PROBLEM STATEMENT: Check each line of the material below for "components", then copy the ones that contain it.

INFORMATION SHOWN:

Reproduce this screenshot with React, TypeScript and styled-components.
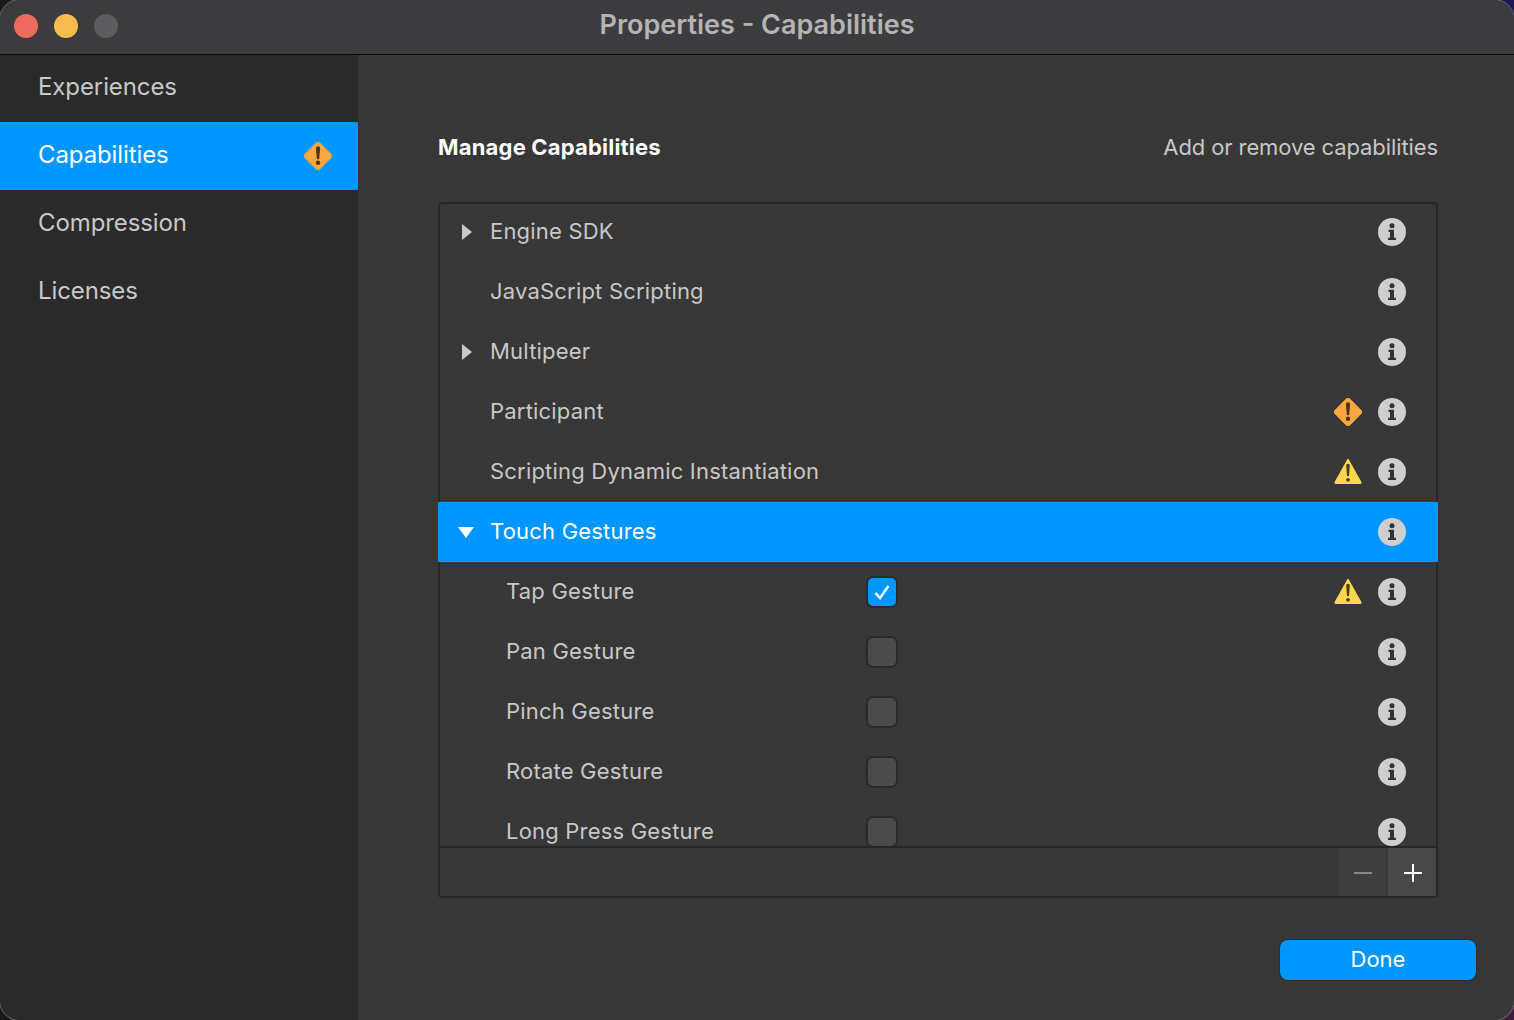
import { createGlobalStyle, styled } from "styled-components";

const GlobalStyle = createGlobalStyle`
  html, body {
    margin: 0;
    padding: 0;
    height: 1020px;
    overflow: hidden;
    background:
      linear-gradient(90deg, #1a1a1a, #1c1a50) top / 100% 50% no-repeat,
      linear-gradient(90deg, #1a1a1a, #3f1a40) bottom / 100% 50% no-repeat;
  }
  * {
    box-sizing: border-box;
  }
`;

const Window = styled.div`
  display: flex;
  flex-direction: column;
  width: 1514px;
  height: 1020px;
  border-radius: 20px;
  box-shadow: 0 0 0 1px #6a6a6a;
  overflow: hidden;
  background-color: #373737;
  font-family: Inter, "Liberation Sans", sans-serif;
  font-size: 22px;
  color: #c8c8c8;
`;

const TitleBar = styled.header`
  position: relative;
  display: flex;
  align-items: center;
  justify-content: center;
  flex: none;
  height: 55px;
  padding-bottom: 5px;
  background-color: #3c3c3e;
  border-bottom: 1px solid #0a0a0a;
`;

const Lights = styled.div`
  position: absolute;
  left: 14px;
  top: 14px;
  display: flex;
  gap: 16px;
`;

const Light = styled.span<{ $color: string }>`
  width: 24px;
  height: 24px;
  border-radius: 50%;
  background-color: ${(p) => p.$color};
`;

const Title = styled.h1`
  margin: 0;
  font-size: 27px;
  font-weight: 600;
  color: #b4b4b4;
`;

const Body = styled.div`
  display: flex;
  flex: 1;
  min-height: 0;
`;

const Sidebar = styled.nav`
  flex: none;
  width: 358px;
  background-color: #2a2a2a;
`;

const NavItem = styled.div<{ $active?: boolean }>`
  display: flex;
  align-items: center;
  justify-content: space-between;
  height: 68px;
  padding: 0 26px 0 38px;
  font-size: 24px;
  letter-spacing: -0.1px;
  color: ${(p) => (p.$active ? "#fff" : "#c8c8c8")};
  background-color: ${(p) => (p.$active ? "#0096ff" : "transparent")};
  &:first-child {
    height: 67px;
  }
`;

const NavLabel = styled.span`
  padding-bottom: 4px;
`;

const Main = styled.main`
  display: flex;
  flex: 1;
  flex-direction: column;
  min-width: 0;
  padding: 78px 76px 40px 80px;
`;

const Header = styled.div`
  display: flex;
  align-items: center;
  justify-content: space-between;
  height: 27px;
  margin-bottom: 42px;
`;

const Heading = styled.h2`
  margin: 0;
  font-size: 22px;
  font-weight: 700;
  letter-spacing: 0.2px;
  color: #fff;
`;

const Hint = styled.span`
  font-size: 22px;
  letter-spacing: -0.1px;
  color: #c8c8c8;
`;

const Panel = styled.section`
  display: flex;
  flex-direction: column;
  height: 696px;
  border: 2px solid #262626;
  border-radius: 4px;
`;

const List = styled.div`
  flex: 1;
  min-height: 0;
  margin-top: -2px;
  overflow-x: visible;
  overflow-y: clip;
`;

const Row = styled.div<{ $selected?: boolean; $child?: boolean }>`
  display: flex;
  align-items: center;
  height: 60px;
  margin: ${(p) => (p.$selected ? "0 -2px" : "0")};
  padding: ${(p) => (p.$selected ? "0 32px 0 20px" : "0 30px 0 18px")};
  padding-left: ${(p) => (p.$child ? "66px" : undefined)};
  letter-spacing: 0.2px;
  color: ${(p) => (p.$selected ? "#fff" : "#c8c8c8")};
  background-color: ${(p) => (p.$selected ? "#0096ff" : "transparent")};
`;

const Caret = styled.span`
  display: flex;
  align-items: center;
  justify-content: center;
  flex: none;
  width: 20px;
  margin-right: 14px;
  margin-left: -2px;
`;

const Label = styled.span<{ $child?: boolean }>`
  flex: none;
  width: ${(p) => (p.$child ? "360px" : "auto")};
  padding-bottom: 2px;
`;

const Checkbox = styled.span<{ $checked?: boolean }>`
  display: flex;
  align-items: center;
  justify-content: center;
  flex: none;
  width: 32px;
  height: 32px;
  border: 2px solid #2a2a2a;
  border-radius: 7px;
  background-color: ${(p) => (p.$checked ? "#0096ff" : "#4a4a4a")};
`;

const Icons = styled.div`
  display: flex;
  align-items: center;
  gap: 16px;
  margin-left: auto;
`;

const Footer = styled.div`
  display: flex;
  justify-content: flex-end;
  flex: none;
  height: 50px;
  border-top: 2px solid #262626;
`;

const ToolButton = styled.div<{ $enabled?: boolean }>`
  display: flex;
  align-items: center;
  justify-content: center;
  width: 48px;
  margin-left: 2px;
  background-color: ${(p) => (p.$enabled ? "#484848" : "#3e3e3e")};
`;

const Actions = styled.div`
  display: flex;
  justify-content: flex-end;
  margin-top: 42px;
  margin-right: -38px;
`;

const DoneButton = styled.button`
  width: 196px;
  height: 40px;
  padding: 0 0 2px;
  border: none;
  border-radius: 8px;
  box-shadow: 0 0 0 1px #2c2c2c;
  font-family: inherit;
  font-size: 22px;
  color: #fff;
  background-color: #0096ff;
`;

function DiamondIcon() {
  return (
    <svg width="28" height="28" viewBox="0 0 28 28">
      <rect x="3.2" y="3.2" width="21.6" height="21.6" rx="3" transform="rotate(45 14 14)" fill="#ffa840" />
      <path d="M11.9 6.4 a2.1 2.1 0 0 1 4.2 0 L15.3 16 a1.3 1.3 0 0 1 -2.6 0 Z" fill="#4a3418" />
      <circle cx="14" cy="20.8" r="2.2" fill="#4a3418" />
    </svg>
  );
}

function TriangleIcon() {
  return (
    <svg width="28" height="28" viewBox="0 0 28 28">
      <path d="M14 1 L27 24.2 Q27.5 25.5 26 25.5 L2 25.5 Q.5 25.5 1 24.2 Z" fill="#ffd84f" stroke="#ffd84f" strokeWidth="1" strokeLinejoin="round" />
      <path d="M12.2 7.6 a1.8 1.8 0 0 1 3.6 0 L15.1 17.2 a1.1 1.1 0 0 1 -2.2 0 Z" fill="#4a3e14" />
      <circle cx="14" cy="21.8" r="1.9" fill="#4a3e14" />
    </svg>
  );
}

function InfoIcon() {
  return (
    <svg width="28" height="28" viewBox="0 0 28 28">
      <circle cx="14" cy="14" r="14" fill="#cfcfcf" />
      <circle cx="14" cy="7.7" r="2.5" fill="#333" />
      <path d="M10.5 11.8 H16 V19.8 H18 V22 H10 V19.8 H12 V14 H10.5 Z" fill="#333" />
    </svg>
  );
}

function CaretRight() {
  return (
    <svg width="12" height="16" viewBox="0 0 12 16">
      <path d="M2 0 L12 8 L2 16 Z" fill="#c8c8c8" />
    </svg>
  );
}

function CaretDown() {
  return (
    <svg width="16" height="11" viewBox="0 0 16 11">
      <path d="M0 0 H16 L8 11 Z" fill="#fff" />
    </svg>
  );
}

const items: {
  name: string;
  caret?: "right" | "down";
  warn?: "diamond" | "triangle";
  selected?: boolean;
  child?: boolean;
  checked?: boolean;
}[] = [
  { name: "Engine SDK", caret: "right" },
  { name: "JavaScript Scripting" },
  { name: "Multipeer", caret: "right" },
  { name: "Participant", warn: "diamond" },
  { name: "Scripting Dynamic Instantiation", warn: "triangle" },
  { name: "Touch Gestures", caret: "down", selected: true },
  { name: "Tap Gesture", child: true, checked: true, warn: "triangle" },
  { name: "Pan Gesture", child: true },
  { name: "Pinch Gesture", child: true },
  { name: "Rotate Gesture", child: true },
  { name: "Long Press Gesture", child: true },
];

export default function App() {
  return (
    <Window>
      <GlobalStyle />
      <TitleBar>
        <Lights>
          <Light $color="#ee6a5f" />
          <Light $color="#f5bd4f" />
          <Light $color="#5d5d5f" />
        </Lights>
        <Title>Properties - Capabilities</Title>
      </TitleBar>
      <Body>
        <Sidebar>
          <NavItem>
            <NavLabel>Experiences</NavLabel>
          </NavItem>
          <NavItem $active>
            <NavLabel>Capabilities</NavLabel>
            <DiamondIcon />
          </NavItem>
          <NavItem>
            <NavLabel>Compression</NavLabel>
          </NavItem>
          <NavItem>
            <NavLabel>Licenses</NavLabel>
          </NavItem>
        </Sidebar>
        <Main>
          <Header>
            <Heading>Manage Capabilities</Heading>
            <Hint>Add or remove capabilities</Hint>
          </Header>
          <Panel>
            <List>
              {items.map((item) => (
                <Row key={item.name} $selected={item.selected} $child={item.child}>
                  {!item.child && (
                    <Caret>
                      {item.caret === "right" && <CaretRight />}
                      {item.caret === "down" && <CaretDown />}
                    </Caret>
                  )}
                  <Label $child={item.child}>{item.name}</Label>
                  {item.child && (
                    <Checkbox $checked={item.checked}>
                      {item.checked && (
                        <svg width="20" height="20" viewBox="0 0 20 20">
                          <path d="M3.5 11 L8 16 L16.5 4" fill="none" stroke="#fff" strokeWidth="2.4" />
                        </svg>
                      )}
                    </Checkbox>
                  )}
                  <Icons>
                    {item.warn === "diamond" && <DiamondIcon />}
                    {item.warn === "triangle" && <TriangleIcon />}
                    <InfoIcon />
                  </Icons>
                </Row>
              ))}
            </List>
            <Footer>
              <ToolButton>
                <svg width="20" height="20" viewBox="0 0 20 20">
                  <path d="M2 11 H20" stroke="#8a8a8a" strokeWidth="2" />
                </svg>
              </ToolButton>
              <ToolButton $enabled>
                <svg width="20" height="20" viewBox="0 0 20 20">
                  <path d="M2 11 H20 M11 2 V20" stroke="#fff" strokeWidth="2" />
                </svg>
              </ToolButton>
            </Footer>
          </Panel>
          <Actions>
            <DoneButton>Done</DoneButton>
          </Actions>
        </Main>
      </Body>
    </Window>
  );
}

IN RESPONSE:
Reproduce this screenshot with React, TypeScript and styled-components.
import { createGlobalStyle, styled } from "styled-components";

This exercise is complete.